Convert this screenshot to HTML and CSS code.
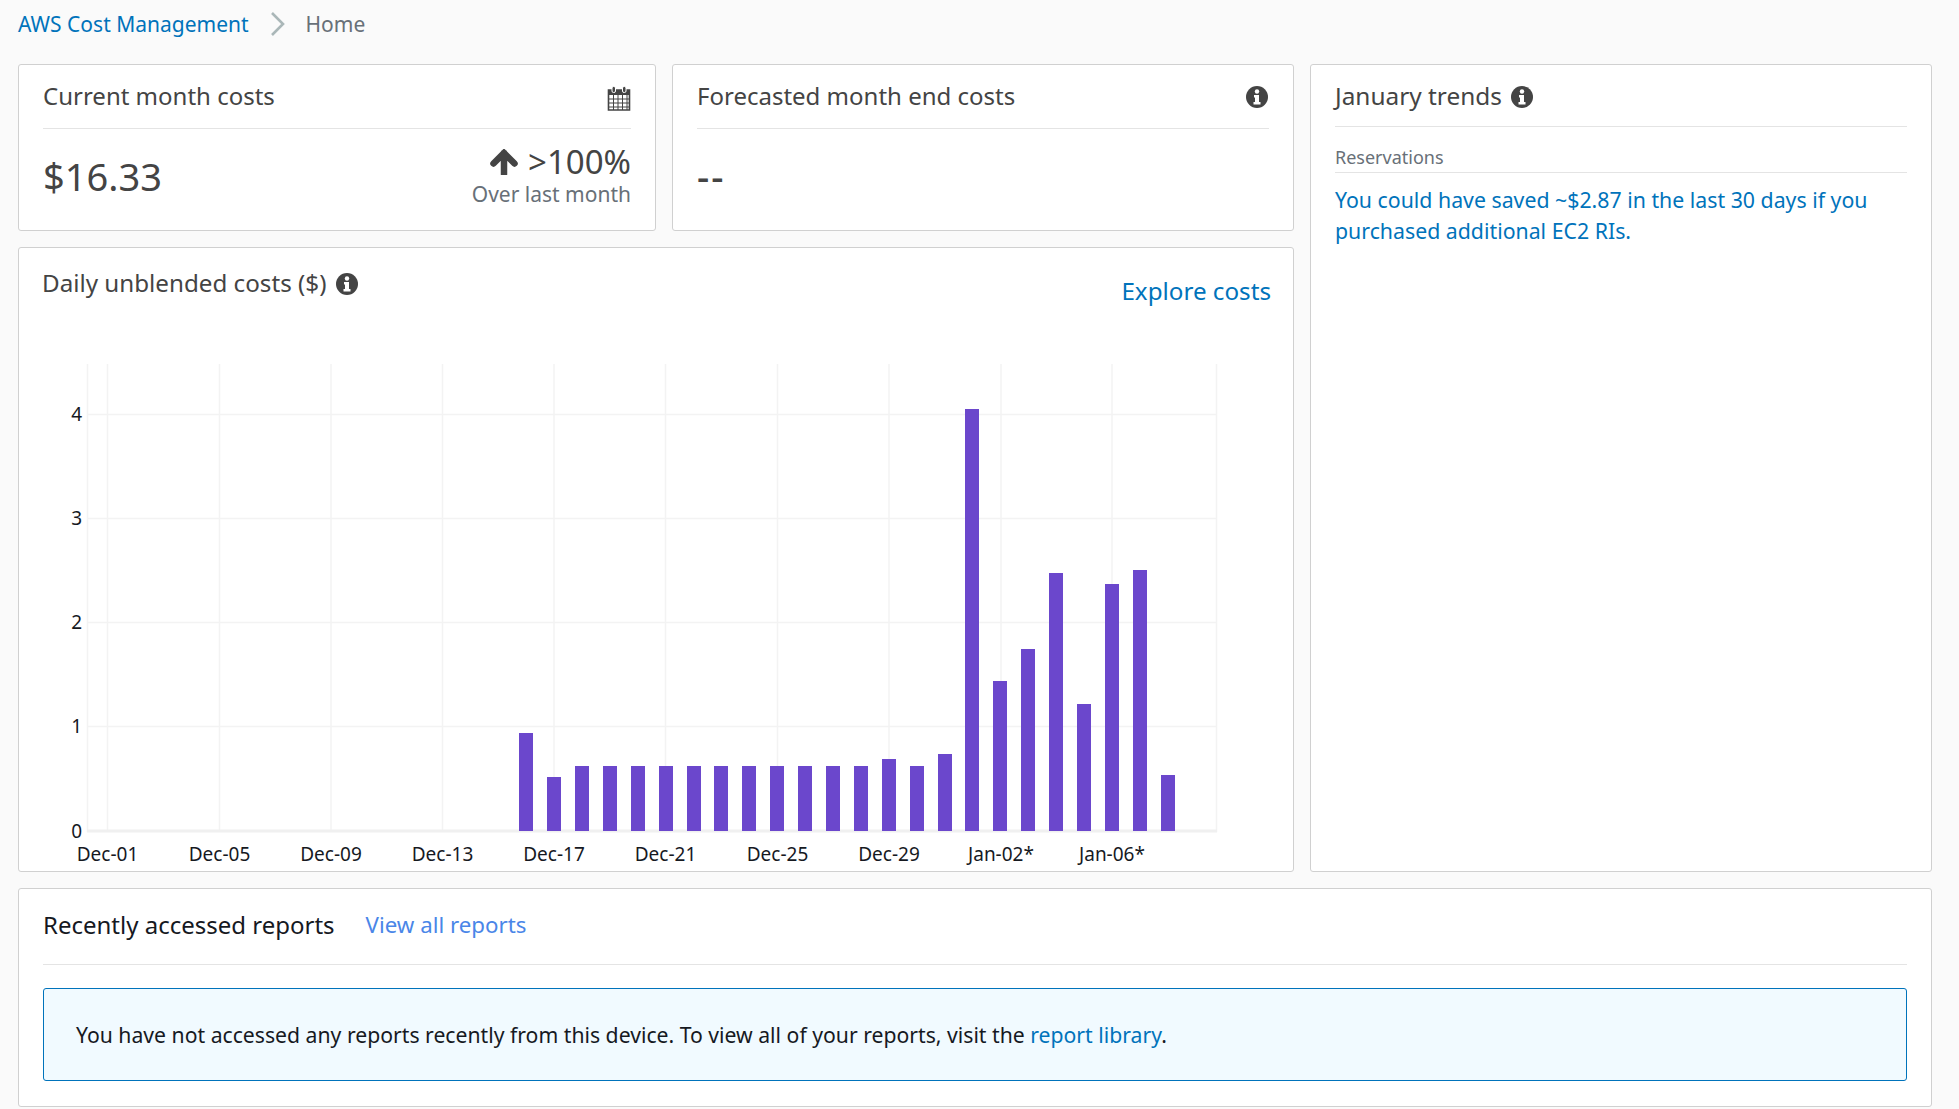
FILE: index.html
```html
<html>
  <head>
    <meta charset="utf-8" />
    <title>AWS Cost Management</title>
    <link rel="stylesheet" href="styles.css">
  </head>
  <body>
    <div class="crumbs">
      <a href="#">AWS Cost Management</a>
      <svg class="crumbArrow" viewBox="0 0 14 24" width="14" height="24"><path d="M1 1l11 11L1 23" fill="none" stroke="#aab7b8" stroke-width="2.6" /></svg>
      <span>Home</span>
    </div>

    <div class="layout">
      <div class="leftCol">
        <div class="topCards">
          <div class="card smallCard">
            <div class="cardHead">
              <h2>Current month costs</h2>
              <svg class="calendar" viewBox="0 0 24 25" width="24" height="25">
                <path d="M1.5 4h21v20h-21z" fill="none" stroke="#444" stroke-width="1.6" />
                <path d="M1 4h22v5H1z" fill="#444" />
                <path d="M2 13h20M2 17h20M2 21h20M6.5 9v15M11 9v15M15.5 9v15M20 9v15" stroke="#444" stroke-width="1" />
                <rect x="5" y="0.5" width="3.5" height="6" rx="1.5" fill="#444" stroke="#fff" stroke-width="1" />
                <rect x="15.5" y="0.5" width="3.5" height="6" rx="1.5" fill="#444" stroke="#fff" stroke-width="1" />
              </svg>
            </div>
            <div class="costRow">
              <div class="bigValue">$16.33</div>
              <div class="change">
                <div class="changeTop">
                  <svg viewBox="0 0 28 26" width="28" height="26"><path d="M14 25V4M3.5 14.5L14 4l10.5 10.5" fill="none" stroke="#444" stroke-width="6.5" stroke-linecap="round" /></svg>
                  <span>&gt;100%</span>
                </div>
                <div class="changeNote">Over last month</div>
              </div>
            </div>
          </div>
          <div class="card smallCard">
            <div class="cardHead">
              <h2>Forecasted month end costs</h2>
              <svg class="info" viewBox="0 0 22 22" width="22" height="22"><circle cx="11" cy="11" r="11" fill="#444" /><circle cx="11" cy="5.5" r="2.2" fill="#fff" /><path d="M8 9h5v7h1.5v2.5h-7V16H9v-4.500H8z" fill="#fff" /></svg>
            </div>
            <div class="bigValue emptyValue">--</div>
          </div>
        </div>

        <div class="card chartCard">
          <div class="chartHead">
            <h2>Daily unblended costs ($) <svg class="info" viewBox="0 0 22 22" width="22" height="22"><circle cx="11" cy="11" r="11" fill="#444" /><circle cx="11" cy="5.5" r="2.2" fill="#fff" /><path d="M8 9h5v7h1.5v2.5h-7V16H9v-4.500H8z" fill="#fff" /></svg></h2>
            <a class="explore" href="#">Explore costs</a>
          </div>
          <svg class="chart" width="1274" height="508" viewBox="19 364 1274 508">
            <g class="grid">
              <path d="M87.5 364V832M107.5 364V832M219.5 364V832M331 364V832M442.5 364V832M554 364V832M665.5 364V832M777.5 364V832M889 364V832M1001 364V832M1112 364V832M1216.5 364V832" />
              <path d="M87 414.5H1217M87 518.5H1217M87 622.5H1217M87 726.5H1217" />
              <path class="baseline" d="M87 831H1217" />
            </g>
            <g class="bars">
              <rect x="519" y="733" width="14" height="98" />
              <rect x="547" y="777" width="14" height="54" />
              <rect x="575" y="766" width="14" height="65" />
              <rect x="603" y="766" width="14" height="65" />
              <rect x="631" y="766" width="14" height="65" />
              <rect x="659" y="766" width="14" height="65" />
              <rect x="687" y="766" width="14" height="65" />
              <rect x="714" y="766" width="14" height="65" />
              <rect x="742" y="766" width="14" height="65" />
              <rect x="770" y="766" width="14" height="65" />
              <rect x="798" y="766" width="14" height="65" />
              <rect x="826" y="766" width="14" height="65" />
              <rect x="854" y="766" width="14" height="65" />
              <rect x="882" y="759" width="14" height="72" />
              <rect x="910" y="766" width="14" height="65" />
              <rect x="938" y="754" width="14" height="77" />
              <rect x="965" y="409" width="14" height="422" />
              <rect x="993" y="681" width="14" height="150" />
              <rect x="1021" y="649" width="14" height="182" />
              <rect x="1049" y="573" width="14" height="258" />
              <rect x="1077" y="704" width="14" height="127" />
              <rect x="1105" y="584" width="14" height="247" />
              <rect x="1133" y="570" width="14" height="261" />
              <rect x="1161" y="775" width="14" height="56" />
            </g>
            <g class="yLabels">
              <text x="82" y="421">4</text>
              <text x="82" y="525">3</text>
              <text x="82" y="629">2</text>
              <text x="82" y="733">1</text>
              <text x="82" y="838">0</text>
            </g>
            <g class="xLabels">
              <text x="107.5" y="861">Dec-01</text>
              <text x="219.5" y="861">Dec-05</text>
              <text x="331" y="861">Dec-09</text>
              <text x="442.5" y="861">Dec-13</text>
              <text x="554" y="861">Dec-17</text>
              <text x="665.5" y="861">Dec-21</text>
              <text x="777.5" y="861">Dec-25</text>
              <text x="889" y="861">Dec-29</text>
              <text x="1001" y="861">Jan-02*</text>
              <text x="1112" y="861">Jan-06*</text>
            </g>
          </svg>
        </div>
      </div>

      <div class="card trendsCard">
        <div class="trendsHead">
          <h2>January trends <svg class="info" viewBox="0 0 22 22" width="22" height="22"><circle cx="11" cy="11" r="11" fill="#444" /><circle cx="11" cy="5.5" r="2.2" fill="#fff" /><path d="M8 9h5v7h1.5v2.5h-7V16H9v-4.500H8z" fill="#fff" /></svg></h2>
        </div>
        <div class="trendLabel">Reservations</div>
        <a class="trendLink" href="#">You could have saved ~$2.87 in the last 30 days if you purchased additional EC2 RIs.</a>
      </div>
    </div>

    <div class="card reportsCard">
      <div class="reportsHead">
        <h2>Recently accessed reports</h2>
        <a class="viewAll" href="#">View all reports</a>
      </div>
      <div class="notice">
        You have not accessed any reports recently from this device. To view all of your reports, visit the <a href="#">report library</a>.
      </div>
    </div>
  </body>
</html>
```

FILE: styles.css
```css
* {
  box-sizing: border-box;
}

body {
  margin: 0;
  padding: 0 27px 0 18px;
  background-color: #fafafa;
  color: #444;
  font-family: "Noto Sans", sans-serif;
  font-size: 20px;
  overflow: hidden;
}

a {
  color: #0073bb;
  text-decoration: none;
}

h2 {
  margin: 0;
  font-size: 24px;
  font-weight: 400;
  line-height: 32px;
}

.crumbs {
  display: flex;
  align-items: center;
  height: 64px;
  padding-bottom: 16px;
  font-size: 21px;
  color: #687078;
}

.crumbArrow {
  margin: 0 21px 0 22px;
}

.card {
  background-color: #fff;
  border: 1px solid #d0d0d0;
  border-radius: 3px;
}

.layout {
  display: flex;
  gap: 16px;
}

.leftCol {
  width: 1276px;
  display: flex;
  flex-direction: column;
  gap: 16px;
}

.topCards {
  display: flex;
  gap: 16px;
}

.smallCard {
  height: 167px;
  padding: 14px 24px 0 24px;
}

.smallCard:first-child {
  width: 638px;
}

.smallCard:last-child {
  width: 622px;
}

.cardHead {
  display: flex;
  justify-content: space-between;
  align-items: flex-start;
  height: 50px;
  padding-top: 1px;
  border-bottom: 1px solid #e4e4e4;
}

.cardHead svg {
  margin-top: 6px;
}

.cardHead .info {
  margin-right: 1px;
}

.costRow {
  display: flex;
  justify-content: space-between;
  align-items: center;
  padding-top: 15px;
}

.bigValue {
  font-size: 38px;
}

.emptyValue {
  padding-top: 21px;
  font-weight: 500;
  letter-spacing: 2px;
}

.change {
  text-align: right;
}

.changeTop {
  display: flex;
  justify-content: flex-end;
  align-items: center;
  gap: 10px;
  font-size: 33px;
  line-height: 36px;
}

.changeNote {
  color: #687078;
  font-size: 21px;
  line-height: 28px;
}

.info {
  vertical-align: -3px;
  margin-left: 3px;
}

.chartCard {
  height: 625px;
}

.chartHead {
  display: flex;
  justify-content: space-between;
  height: 116px;
  padding: 19px 22px 0 23px;
}

.chartHead h2 {
  font-size: 24.2px;
}

.explore {
  font-size: 24.2px;
  padding-top: 7px;
}

.chart {
  display: block;
}

.grid path {
  fill: none;
  stroke: #f3f3f3;
  stroke-width: 1.5;
}

.grid .baseline {
  stroke: #f0f0f0;
  stroke-width: 3;
}

.bars rect {
  fill: #6b47cc;
}

.chart text {
  font-size: 19px;
  fill: #16191f;
}

.yLabels text {
  text-anchor: end;
}

.xLabels text {
  text-anchor: middle;
}

.trendsCard {
  width: 622px;
  padding: 15px 24px;
}

.trendsHead {
  height: 47px;
  border-bottom: 1px solid #e4e4e4;
}

.trendsHead h2 {
  font-size: 24.4px;
}

.trendLabel {
  margin-top: 18px;
  padding-bottom: 3px;
  border-bottom: 1px solid #e4e4e4;
  color: #687078;
  font-size: 18px;
}

.trendLink {
  display: block;
  margin-top: 11px;
  font-size: 21.3px;
  line-height: 31px;
}

.reportsCard {
  height: 219px;
  margin-top: 16px;
  padding: 0 24px;
}

.reportsHead {
  display: flex;
  align-items: center;
  gap: 31px;
  height: 76px;
  padding-bottom: 4px;
  border-bottom: 1px solid #e4e4e4;
  color: #16191f;
}

.viewAll {
  color: #4a86e8;
  font-size: 22.3px;
}

.notice {
  height: 93px;
  margin-top: 23px;
  padding: 0 32px;
  background-color: #f1faff;
  border: 1px solid #0073bb;
  border-radius: 3px;
  color: #16191f;
  font-size: 21.2px;
  line-height: 91px;
}
```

◆ ◆ ◆ ◆ ◆ ◆ ◆

YOUR OBJECTIVE ▸ Copy each line above that contains the word "this".

FULL ANSWER ▸
Convert this screenshot to HTML and CSS code.
        You have not accessed any reports recently from this device. To view all of your reports, visit the <a href="#">report library</a>.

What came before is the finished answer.